A toolbox of tips for decarbonizing end-use sectors: The International Renewable Energy Agency (Irena) has unveiled 100 innovative solutions governments can use to reduce emissions and decarbonize the electrification of end-use sectors, according to a recent report (pdf). The report offers a number of green tech investment suggestions for governments looking to set up decarbonization targets to meet their NDC targets.
What are end-use sectors? These sectors directly consume primary energy from power sources including electricity and natural gas and include a range of services including the transportation, industrial, commercial, and residential sectors. Global investments in energy transition tech reached a record of USD 1.3 tn last year, but annual investments in the sector must quadruple to over USD 5 tn to stay on the 1.5°C pathway, Irena notes.
Smart electrification of mobility: The report lays out 35 suggestions for electrifying transport and reducing emissions from the sector, including innovations in EV model evolution and EV batteries. It calls for repurposing spent battery cells — bringing down EV costs — and increasing EV charging points, as well as adopting new charging mechanisms including wireless charging, overhead charging, and portable charging stations.
And innovative pricing: Irena also recommends different pricing for electricity according to the time of day, allowing consumers to pick their preferred electricity consumption periods and charging modes. A single bill for EV charging at home and on-the-go should also be adopted by policy makers to bring down electricity consumption fees and encourage the transition to EVs, the report notes.
There are some tech hacks for cooling and heating: The report outlines over three dozen solutions for electrifying the global cooling and heating sector, including the use of low-temperature heat pumps, hybrid heat pumps, waste heat-to-power tech, and high-temperature electricity-based applications for industry. Irena also suggests the adoption of circular energy flows in cities, allowing the heat from solar panels, data centers, and other sources to be rerouted for use in space heating and warm water in buildings.
And using flexible agreements tied to demand: Irena also called for flexible power purchase agreements to enable companies or grid operators to secure their electricity demands without being restricted by fixed terms during times of low demand.
A toolbox for the HtA sector: The report includes 30 innovations to help decarbonize hard-to-abate sectors (HtA) by increasing the use of green hydrogen. The deployment of compressed hydrogen storage and liquefied hydrogen storage tech, as well as establishing hydrogen leakage detection mechanisms, is paramount.
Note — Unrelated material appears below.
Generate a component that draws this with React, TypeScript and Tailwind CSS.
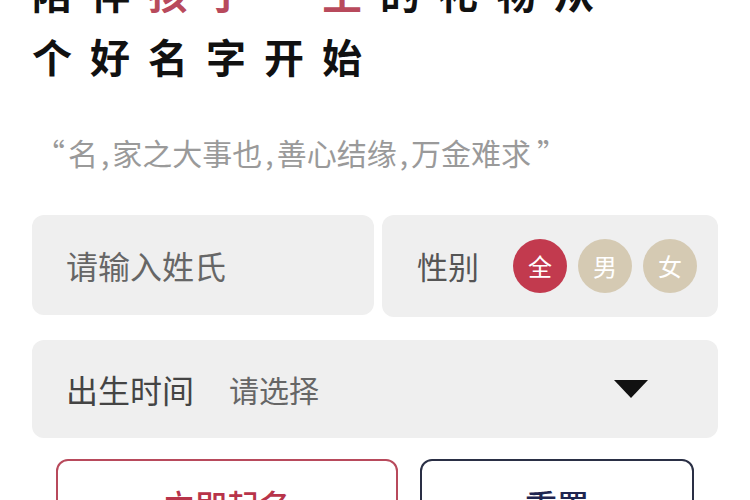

Applying carbon contracts for difference — which aim to reduce costs and risks of clean energy investments — are also needed to establish a standard for carbon pricing and bring down hydrogen costs for consumers. Establishing renewable energy power purchase agreements for green hydrogen production is also necessary as are cost-effective electricity tariffs for hydrogen developers and setting up a regulatory framework for green hydrogen networks, Irena notes.